## begin
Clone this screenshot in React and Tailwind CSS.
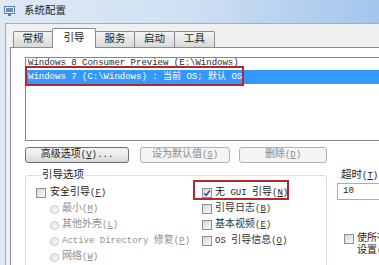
import React from 'react';

// latin runs in the small bitmap-ish size
function L({ children }) {
  return <span className="text-[9px]">{children}</span>;
}

function Key({ k }) {
  return (
    <L>
      (<span className="underline underline-offset-1">{k}</span>)
    </L>
  );
}

function Checkbox({ checked }) {
  return (
    <span className="w-[10px] h-[10px] shrink-0 border border-[#8e8f8f] bg-gradient-to-br from-[#d6d6d6] to-[#fafafa] flex items-center justify-center">
      {checked && (
        <svg width="8" height="8" viewBox="0 0 8 8">
          <path d="M1.2 4.3 L3.2 6.3 L6.9 1.5" fill="none" stroke="#2f4f8f" strokeWidth="1.5" />
        </svg>
      )}
    </span>
  );
}

function Radio() {
  return <span className="w-[9px] h-[9px] shrink-0 rounded-full border border-[#c6c6c6] bg-gradient-to-br from-[#e4e4e4] to-[#fbfbfb]" />;
}

function Tab({ label, active, className }) {
  if (active) {
    return (
      <div className={`h-[20px] w-[44px] border-x border-t border-[#898c95] bg-white rounded-t-[2px] flex justify-center pt-[2px] leading-[14px] ${className}`}>
        {label}
      </div>
    );
  }
  return (
    <div className={`mb-px h-[16px] border-x border-t border-[#898c95] bg-gradient-to-b from-[#f4f4f4] to-[#d9d9d9] rounded-t-[2px] flex items-center justify-center ${className}`}>
      {label}
    </div>
  );
}

export default function App() {
  return (
    <div className="w-[379px] h-[265px] overflow-hidden bg-gradient-to-r from-[#dfe9f5] via-[#cfe0f3] to-[#a3c5ec] text-[#1b1b1b] text-[10.5px] font-['Liberation_Mono','Noto_Sans_CJK_SC',monospace]">
      {/* title bar */}
      <div className="h-[23px] flex items-center">
        <svg className="ml-[4px]" width="12" height="11" viewBox="0 0 12 11">
          <rect x="0.5" y="0.5" width="10" height="7" fill="#e8eef6" stroke="#6b7d95" />
          <rect x="2" y="2" width="7" height="4" fill="#5a8fd0" />
          <rect x="4" y="8" width="3" height="2" fill="#6b7d95" />
        </svg>
        <span className="ml-[8px] text-[10.5px] text-[#1e1e1e]">系统配置</span>
      </div>

      {/* dialog body */}
      <div className="ml-[5px] w-[420px] h-[242px] border-l border-t border-[#9fb0c4] bg-[#f0f0f0] pl-[4px] pt-[4px]">
        <div className="relative z-10 flex items-end h-[20px] pl-[3px]">
          <Tab label="常规" className="w-[40px]" />
          <Tab label="引导" active className="-mx-px" />
          <Tab label="服务" className="w-[40px]" />
          <Tab label="启动" className="w-[41px] -ml-px" />
          <Tab label="工具" className="w-[41px] -ml-px" />
        </div>

        <div className="-mt-px w-[410px] h-[230px] border border-[#898c95] bg-white pl-[14px] pt-[9px]">
          {/* os list */}
          <div className="relative w-[390px] h-[84px] border border-[#828790] bg-white text-[9px]">
            <div className="h-[12px] leading-[10px] pl-[2px] whitespace-pre text-[#2a2a2a]">Windows 8 Consumer Preview (E:\Windows)</div>
            <div className="h-[14px] leading-[14px] pl-[2px] bg-[#3399ff] text-white whitespace-pre">Windows 7 (C:\Windows) : 当前 OS; 默认 OS</div>
            <div className="absolute left-[-1px] top-[8px] w-[219px] h-[20px] border-2 border-[#b5262d]" />
          </div>

          {/* buttons */}
          <div className="mt-[6px] flex text-[10px]">
            <button className="shrink-0 w-[104px] h-[16px] leading-[14px] border border-[#707070] rounded-[3px] bg-gradient-to-b from-[#f3f3f3] via-[#ebebeb] to-[#d6d6d6]">
              高级选项<Key k="V" /><L>...</L>
            </button>
            <button className="shrink-0 ml-[11px] w-[90px] h-[16px] leading-[14px] border border-[#adb2b5] rounded-[3px] bg-[#f4f4f4] text-[#8a8a8a]">
              设为默认值<Key k="S" />
            </button>
            <button className="shrink-0 ml-[9px] w-[88px] h-[16px] leading-[14px] border border-[#adb2b5] rounded-[3px] bg-[#f4f4f4] text-[#8a8a8a]">
              删除<Key k="D" />
            </button>
          </div>

          {/* boot options */}
          <div className="mt-[6px] flex">
            <fieldset className="shrink-0 w-[302px] h-[110px] border border-[#d5dfe5] rounded-[3px] pl-[10px] pt-[4px]">
              <legend className="ml-[5px] px-[1px] leading-[12px]">引导选项</legend>
              <div className="grid grid-cols-[166px_1fr] text-[10px]">
                <div className="flex flex-col">
                  <div className="h-[16px] flex items-center gap-[4px]">
                    <Checkbox />
                    <span>安全引导<Key k="F" /></span>
                  </div>
                  <div className="h-[16px] flex items-center gap-[3px] pl-[14px] text-[#8f8f8f]">
                    <Radio />
                    <span>最小<Key k="M" /></span>
                  </div>
                  <div className="h-[16px] flex items-center gap-[3px] pl-[14px] text-[#8f8f8f]">
                    <Radio />
                    <span>其他外壳<Key k="L" /></span>
                  </div>
                  <div className="h-[16px] flex items-center gap-[3px] pl-[14px] text-[#8f8f8f] whitespace-pre">
                    <Radio />
                    <span><L>Active Directory </L>修复<Key k="P" /></span>
                  </div>
                  <div className="h-[16px] flex items-center gap-[3px] pl-[14px] text-[#8f8f8f]">
                    <Radio />
                    <span>网络<Key k="W" /></span>
                  </div>
                </div>
                <div className="flex flex-col">
                  <div className="relative h-[16px] flex items-center gap-[3px] whitespace-pre">
                    <Checkbox checked />
                    <span>无<L> GUI </L>引导<Key k="N" /></span>
                    <div className="absolute left-[-9px] top-[-5px] w-[96px] h-[20px] border-2 border-[#b5262d]" />
                  </div>
                  <div className="h-[16px] flex items-center gap-[3px] text-[#333]">
                    <Checkbox />
                    <span>引导日志<Key k="B" /></span>
                  </div>
                  <div className="h-[16px] flex items-center gap-[3px] text-[#333]">
                    <Checkbox />
                    <span>基本视频<Key k="E" /></span>
                  </div>
                  <div className="h-[16px] flex items-center gap-[3px] text-[#333] whitespace-pre">
                    <Checkbox />
                    <span><L>OS </L>引导信息<Key k="O" /></span>
                  </div>
                </div>
              </div>
            </fieldset>

            {/* timeout */}
            <div className="shrink-0 ml-[10px] flex flex-col">
              <div className="pl-[4px] leading-[12px]">超时<Key k="T" />:</div>
              <div className="mt-[1px] w-[60px] h-[17px] border border-[#abadb3] pl-[5px] flex items-center text-[9px]">10</div>
              <div className="mt-[33px] pl-[7px] flex items-start gap-[3px] text-[10px]">
                <span className="mt-[1px]"><Checkbox /></span>
                <span className="w-[118px] leading-[12px]">使所有引导设置成为永久设置<Key k="K" /></span>
              </div>
            </div>
          </div>
        </div>
      </div>
    </div>
  );
}
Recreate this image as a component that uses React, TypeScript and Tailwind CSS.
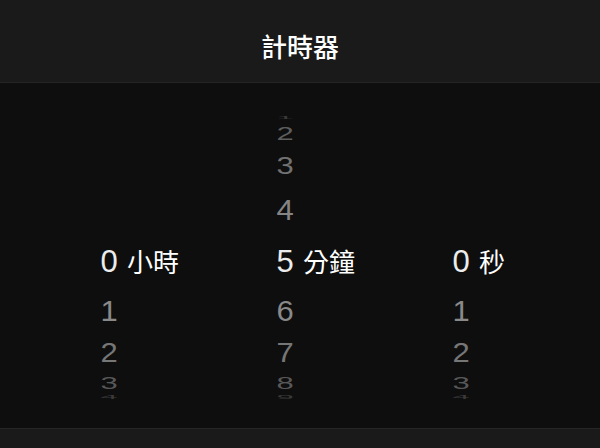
import React from "react";

type Row = { gap: string; digit: string };

// Wheel slots from top (k = -4) to bottom (k = 4); index 4 is the selected line.
const ROWS: Row[] = [
  { gap: "mt-[34px]", digit: "scale-y-[0.12] text-[#3a3a3a]" },
  { gap: "mt-[16px]", digit: "scale-y-[0.6] text-[#5e5e5e]" },
  { gap: "mt-[32px]", digit: "scale-y-[0.8] text-[#727272]" },
  { gap: "mt-[44px]", digit: "scale-y-[0.98] text-[#858585]" },
  { gap: "mt-[52px]", digit: "text-[#ececec]" },
  { gap: "mt-[49px]", digit: "scale-y-[0.98] text-[#898989]" },
  { gap: "mt-[42px]", digit: "scale-y-[0.9] text-[#767676]" },
  { gap: "mt-[31px]", digit: "scale-y-[0.55] text-[#585858]" },
  { gap: "mt-[14px]", digit: "scale-y-[0.15] text-[#3a3a3a]" },
];

const COLUMNS = [
  { label: "小時", values: [null, null, null, null, 0, 1, 2, 3, 4] },
  { label: "分鐘", values: [1, 2, 3, 4, 5, 6, 7, 8, 9] },
  { label: "秒", values: [null, null, null, null, 0, 1, 2, 3, 4] },
];

const cjk = "font-['Noto_Sans_CJK_TC','Noto_Sans',sans-serif]";

function Wheel({ label, values }: { label: string; values: (number | null)[] }) {
  return (
    <div className="flex w-[176px] flex-col pl-[55px]">
      {ROWS.map((row, i) => (
        <div key={i} className={`flex h-0 items-center ${row.gap}`}>
          <span
            className={`inline-block w-9 text-center font-['Liberation_Sans',Arial,sans-serif] text-[31px] leading-none ${row.digit}`}
          >
            {values[i] ?? ""}
          </span>
          {i === 4 && (
            <span className={`${cjk} text-[26px] leading-none text-white`}>{label}</span>
          )}
        </div>
      ))}
    </div>
  );
}

export default function App() {
  return (
    <div className="flex h-[448px] w-[600px] flex-col overflow-hidden bg-[#0e0e0e]">
      <header className="flex h-[83px] shrink-0 items-center justify-center border-b border-[#242424] bg-[#1a1a1a] pt-[8px]">
        <h1 className={`${cjk} text-[26px] font-medium text-white`}>計時器</h1>
      </header>

      <main className="flex flex-1 justify-center overflow-hidden">
        {COLUMNS.map((c) => (
          <Wheel key={c.label} label={c.label} values={c.values} />
        ))}
      </main>

      <footer className="h-[20px] shrink-0 border-t border-[#262626] bg-[#1a1a1a]" />
    </div>
  );
}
## end
**What you will do**: Each line that contains the string "Tailwind" counts once; report how many such lines the entries have, giving only the number.

**Answer to this exercise**: 2